▶ Dataset extract
** START **
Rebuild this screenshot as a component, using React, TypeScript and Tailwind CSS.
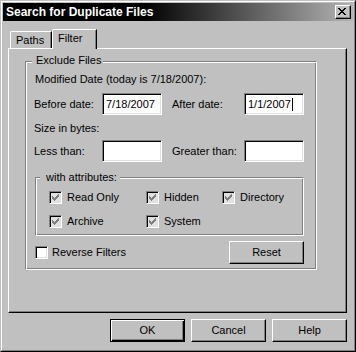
import React from "react";

function CheckGlyph({ color }: { color: string }) {
  const ys = [2, 3, 4, 3, 2, 1, 0];
  return (
    <svg width="7" height="7" viewBox="0 0 7 7" shapeRendering="crispEdges" className="block">
      {ys.map((y, i) => (
        <rect key={i} x={i} y={y} width="1" height="3" fill={color} />
      ))}
    </svg>
  );
}

function CloseGlyph() {
  const rows: number[][] = [
    [0, 1, 6, 7],
    [1, 2, 5, 6],
    [2, 3, 4, 5],
    [3, 4],
    [2, 3, 4, 5],
    [1, 2, 5, 6],
    [0, 1, 6, 7],
  ];
  return (
    <svg width="8" height="7" viewBox="0 0 8 7" shapeRendering="crispEdges" className="block">
      {rows.map((cols, y) =>
        cols.map((x) => <rect key={`${x}-${y}`} x={x} y={y} width="1" height="1" fill="#000" />)
      )}
    </svg>
  );
}

function Checkbox({ checked, disabled }: { checked?: boolean; disabled?: boolean }) {
  return (
    <div
      className={`w-[13px] h-[13px] shrink-0 border border-t-[#808080] border-l-[#808080] border-r-white border-b-white shadow-[inset_1px_1px_0_#000,inset_-1px_-1px_0_#dfdfdf] p-[2px] ${
        disabled ? "bg-[#e0e0e0]" : "bg-white"
      }`}
    >
      {checked && <CheckGlyph color={disabled ? "#808080" : "#000"} />}
    </div>
  );
}

function TextBox({ value, caret }: { value?: string; caret?: boolean }) {
  return (
    <div className="w-[60px] h-[22px] shrink-0 bg-white border border-t-[#808080] border-l-[#808080] border-r-white border-b-white shadow-[inset_1px_1px_0_#000,inset_-1px_-1px_0_#dfdfdf] flex items-center pl-[3px]">
      {value && <span className="whitespace-nowrap">{value}</span>}
      {caret && <span className="w-px h-[13px] bg-black ml-px" />}
    </div>
  );
}

function Button({ label, isDefault }: { label: string; isDefault?: boolean }) {
  return (
    <div
      className={`w-[75px] h-[23px] shrink-0 flex items-center justify-center border ${
        isDefault
          ? "border-black shadow-[inset_1px_1px_0_#fff,inset_-1px_-1px_0_#000,inset_-2px_-2px_0_#808080]"
          : "border-t-white border-l-white border-r-black border-b-black shadow-[inset_-1px_-1px_0_#808080]"
      }`}
    >
      {label}
    </div>
  );
}

function AttrItem({ label, width }: { label: string; width?: string }) {
  return (
    <div className={`flex items-center gap-[5px] h-[13px] ${width ?? ""}`}>
      <Checkbox checked disabled />
      <span className="whitespace-nowrap">{label}</span>
    </div>
  );
}

export default function App() {
  return (
    <div className="w-[356px] h-[352px] bg-[#c0c0c0] border border-t-[#c0c0c0] border-l-[#c0c0c0] border-r-black border-b-black font-['Liberation_Sans',Arial,sans-serif] text-[11px] leading-[13px] text-black select-none">
      <div className="h-full border border-t-white border-l-white border-r-[#808080] border-b-[#808080] p-px flex flex-col">
        {/* Title bar */}
        <div className="h-[18px] shrink-0 flex items-center justify-between pl-[3px] pr-[2px] bg-[linear-gradient(90deg,#000_40%,#b4b4b4)]">
          <span className="text-white font-bold text-[12px] leading-[14px] whitespace-nowrap">
            Search for Duplicate Files
          </span>
          <div className="w-[16px] h-[14px] bg-[#c0c0c0] border border-t-white border-l-white border-r-black border-b-black shadow-[inset_-1px_-1px_0_#808080] pl-[2px] pt-[2px]">
            <CloseGlyph />
          </div>
        </div>

        {/* Body */}
        <div className="flex flex-col pl-[5px] pr-[6px]">
          {/* Tabs */}
          <div className="mt-[8px] h-[19px] flex items-end pl-[2px]">
            <div className="w-[42px] h-[17px] border-l border-t border-l-white border-t-white border-r border-r-black shadow-[inset_-1px_0_0_#808080] pl-[5px] pt-[2px] rounded-tl-[2px]">
              Paths
            </div>
            <div className="relative z-10 w-[45px] h-[20px] -mb-px bg-[#c0c0c0] border-l border-t border-l-white border-t-white border-r border-r-black shadow-[inset_-1px_0_0_#808080] pl-[5px] pt-[2px] rounded-tl-[2px]">
              Filter
            </div>
          </div>

          {/* Panel */}
          <div className="h-[265px] border border-t-white border-l-white border-r-black border-b-black shadow-[inset_-1px_-1px_0_#808080] pl-[16px] pt-[12px]">
            {/* Exclude Files group */}
            <div className="relative w-[292px] h-[209px] border border-t-[#808080] border-l-[#808080] border-r-white border-b-white shadow-[inset_1px_1px_0_#fff,inset_-1px_-1px_0_#808080] pl-[8px] pr-[12px] pt-[11px] flex flex-col">
              <span className="absolute left-[6px] top-[-8px] bg-[#c0c0c0] pl-[4px] pr-[2px] whitespace-nowrap">
                Exclude Files
              </span>

              <div className="h-[13px] ml-px whitespace-nowrap">Modified Date (today is 7/18/2007):</div>

              <div className="mt-[7px] h-[22px] flex items-center">
                <span className="w-[68px] shrink-0 whitespace-nowrap">Before date:</span>
                <TextBox value="7/18/2007" />
                <span className="ml-[10px] w-[72px] shrink-0 whitespace-nowrap">After date:</span>
                <TextBox value="1/1/2007" caret />
              </div>

              <div className="mt-[7px] h-[13px] whitespace-nowrap">Size in bytes:</div>

              <div className="mt-[5px] h-[22px] flex items-center">
                <span className="w-[68px] shrink-0 whitespace-nowrap">Less than:</span>
                <TextBox />
                <span className="ml-[10px] w-[72px] shrink-0 whitespace-nowrap">Greater than:</span>
                <TextBox />
              </div>

              {/* with attributes group */}
              <div className="relative mt-[15px] ml-px w-[269px] h-[59px] shrink-0 border border-t-[#808080] border-l-[#808080] border-r-white border-b-white shadow-[inset_1px_1px_0_#fff,inset_-1px_-1px_0_#808080] pl-[13px] pt-[13px] flex flex-col gap-[11px]">
                <span className="absolute left-[4px] top-[-7px] bg-[#c0c0c0] pl-[6px] pr-[3px] whitespace-nowrap">
                  with attributes:
                </span>
                <div className="flex">
                  <AttrItem label="Read Only" width="w-[97px]" />
                  <AttrItem label="Hidden" width="w-[76px]" />
                  <AttrItem label="Directory" />
                </div>
                <div className="flex">
                  <AttrItem label="Archive" width="w-[97px]" />
                  <AttrItem label="System" width="w-[76px]" />
                </div>
              </div>

              <div className="mt-[5px] h-[23px] flex items-center justify-between">
                <div className="ml-px flex items-center gap-[4px]">
                  <Checkbox />
                  <span className="whitespace-nowrap">Reverse Filters</span>
                </div>
                <Button label="Reset" />
              </div>
            </div>
          </div>

          {/* Dialog buttons */}
          <div className="mt-[6px] flex justify-end gap-[6px]">
            <Button label="OK" isDefault />
            <Button label="Cancel" />
            <Button label="Help" />
          </div>
        </div>
      </div>
    </div>
  );
}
** END **
All the lines above are to be given again exactly as they read, with the pictures removed.

Rebuild this screenshot as a component, using React, TypeScript and Tailwind CSS.
import React from "react";

function CheckGlyph({ color }: { color: string }) {
  const ys = [2, 3, 4, 3, 2, 1, 0];
  return (
    <svg width="7" height="7" viewBox="0 0 7 7" shapeRendering="crispEdges" className="block">
      {ys.map((y, i) => (
        <rect key={i} x={i} y={y} width="1" height="3" fill={color} />
      ))}
    </svg>
  );
}

function CloseGlyph() {
  const rows: number[][] = [
    [0, 1, 6, 7],
    [1, 2, 5, 6],
    [2, 3, 4, 5],
    [3, 4],
    [2, 3, 4, 5],
    [1, 2, 5, 6],
    [0, 1, 6, 7],
  ];
  return (
    <svg width="8" height="7" viewBox="0 0 8 7" shapeRendering="crispEdges" className="block">
      {rows.map((cols, y) =>
        cols.map((x) => <rect key={`${x}-${y}`} x={x} y={y} width="1" height="1" fill="#000" />)
      )}
    </svg>
  );
}

function Checkbox({ checked, disabled }: { checked?: boolean; disabled?: boolean }) {
  return (
    <div
      className={`w-[13px] h-[13px] shrink-0 border border-t-[#808080] border-l-[#808080] border-r-white border-b-white shadow-[inset_1px_1px_0_#000,inset_-1px_-1px_0_#dfdfdf] p-[2px] ${
        disabled ? "bg-[#e0e0e0]" : "bg-white"
      }`}
    >
      {checked && <CheckGlyph color={disabled ? "#808080" : "#000"} />}
    </div>
  );
}

function TextBox({ value, caret }: { value?: string; caret?: boolean }) {
  return (
    <div className="w-[60px] h-[22px] shrink-0 bg-white border border-t-[#808080] border-l-[#808080] border-r-white border-b-white shadow-[inset_1px_1px_0_#000,inset_-1px_-1px_0_#dfdfdf] flex items-center pl-[3px]">
      {value && <span className="whitespace-nowrap">{value}</span>}
      {caret && <span className="w-px h-[13px] bg-black ml-px" />}
    </div>
  );
}

function Button({ label, isDefault }: { label: string; isDefault?: boolean }) {
  return (
    <div
      className={`w-[75px] h-[23px] shrink-0 flex items-center justify-center border ${
        isDefault
          ? "border-black shadow-[inset_1px_1px_0_#fff,inset_-1px_-1px_0_#000,inset_-2px_-2px_0_#808080]"
          : "border-t-white border-l-white border-r-black border-b-black shadow-[inset_-1px_-1px_0_#808080]"
      }`}
    >
      {label}
    </div>
  );
}

function AttrItem({ label, width }: { label: string; width?: string }) {
  return (
    <div className={`flex items-center gap-[5px] h-[13px] ${width ?? ""}`}>
      <Checkbox checked disabled />
      <span className="whitespace-nowrap">{label}</span>
    </div>
  );
}

export default function App() {
  return (
    <div className="w-[356px] h-[352px] bg-[#c0c0c0] border border-t-[#c0c0c0] border-l-[#c0c0c0] border-r-black border-b-black font-['Liberation_Sans',Arial,sans-serif] text-[11px] leading-[13px] text-black select-none">
      <div className="h-full border border-t-white border-l-white border-r-[#808080] border-b-[#808080] p-px flex flex-col">
        {/* Title bar */}
        <div className="h-[18px] shrink-0 flex items-center justify-between pl-[3px] pr-[2px] bg-[linear-gradient(90deg,#000_40%,#b4b4b4)]">
          <span className="text-white font-bold text-[12px] leading-[14px] whitespace-nowrap">
            Search for Duplicate Files
          </span>
          <div className="w-[16px] h-[14px] bg-[#c0c0c0] border border-t-white border-l-white border-r-black border-b-black shadow-[inset_-1px_-1px_0_#808080] pl-[2px] pt-[2px]">
            <CloseGlyph />
          </div>
        </div>

        {/* Body */}
        <div className="flex flex-col pl-[5px] pr-[6px]">
          {/* Tabs */}
          <div className="mt-[8px] h-[19px] flex items-end pl-[2px]">
            <div className="w-[42px] h-[17px] border-l border-t border-l-white border-t-white border-r border-r-black shadow-[inset_-1px_0_0_#808080] pl-[5px] pt-[2px] rounded-tl-[2px]">
              Paths
            </div>
            <div className="relative z-10 w-[45px] h-[20px] -mb-px bg-[#c0c0c0] border-l border-t border-l-white border-t-white border-r border-r-black shadow-[inset_-1px_0_0_#808080] pl-[5px] pt-[2px] rounded-tl-[2px]">
              Filter
            </div>
          </div>

          {/* Panel */}
          <div className="h-[265px] border border-t-white border-l-white border-r-black border-b-black shadow-[inset_-1px_-1px_0_#808080] pl-[16px] pt-[12px]">
            {/* Exclude Files group */}
            <div className="relative w-[292px] h-[209px] border border-t-[#808080] border-l-[#808080] border-r-white border-b-white shadow-[inset_1px_1px_0_#fff,inset_-1px_-1px_0_#808080] pl-[8px] pr-[12px] pt-[11px] flex flex-col">
              <span className="absolute left-[6px] top-[-8px] bg-[#c0c0c0] pl-[4px] pr-[2px] whitespace-nowrap">
                Exclude Files
              </span>

              <div className="h-[13px] ml-px whitespace-nowrap">Modified Date (today is 7/18/2007):</div>

              <div className="mt-[7px] h-[22px] flex items-center">
                <span className="w-[68px] shrink-0 whitespace-nowrap">Before date:</span>
                <TextBox value="7/18/2007" />
                <span className="ml-[10px] w-[72px] shrink-0 whitespace-nowrap">After date:</span>
                <TextBox value="1/1/2007" caret />
              </div>

              <div className="mt-[7px] h-[13px] whitespace-nowrap">Size in bytes:</div>

              <div className="mt-[5px] h-[22px] flex items-center">
                <span className="w-[68px] shrink-0 whitespace-nowrap">Less than:</span>
                <TextBox />
                <span className="ml-[10px] w-[72px] shrink-0 whitespace-nowrap">Greater than:</span>
                <TextBox />
              </div>

              {/* with attributes group */}
              <div className="relative mt-[15px] ml-px w-[269px] h-[59px] shrink-0 border border-t-[#808080] border-l-[#808080] border-r-white border-b-white shadow-[inset_1px_1px_0_#fff,inset_-1px_-1px_0_#808080] pl-[13px] pt-[13px] flex flex-col gap-[11px]">
                <span className="absolute left-[4px] top-[-7px] bg-[#c0c0c0] pl-[6px] pr-[3px] whitespace-nowrap">
                  with attributes:
                </span>
                <div className="flex">
                  <AttrItem label="Read Only" width="w-[97px]" />
                  <AttrItem label="Hidden" width="w-[76px]" />
                  <AttrItem label="Directory" />
                </div>
                <div className="flex">
                  <AttrItem label="Archive" width="w-[97px]" />
                  <AttrItem label="System" width="w-[76px]" />
                </div>
              </div>

              <div className="mt-[5px] h-[23px] flex items-center justify-between">
                <div className="ml-px flex items-center gap-[4px]">
                  <Checkbox />
                  <span className="whitespace-nowrap">Reverse Filters</span>
                </div>
                <Button label="Reset" />
              </div>
            </div>
          </div>

          {/* Dialog buttons */}
          <div className="mt-[6px] flex justify-end gap-[6px]">
            <Button label="OK" isDefault />
            <Button label="Cancel" />
            <Button label="Help" />
          </div>
        </div>
      </div>
    </div>
  );
}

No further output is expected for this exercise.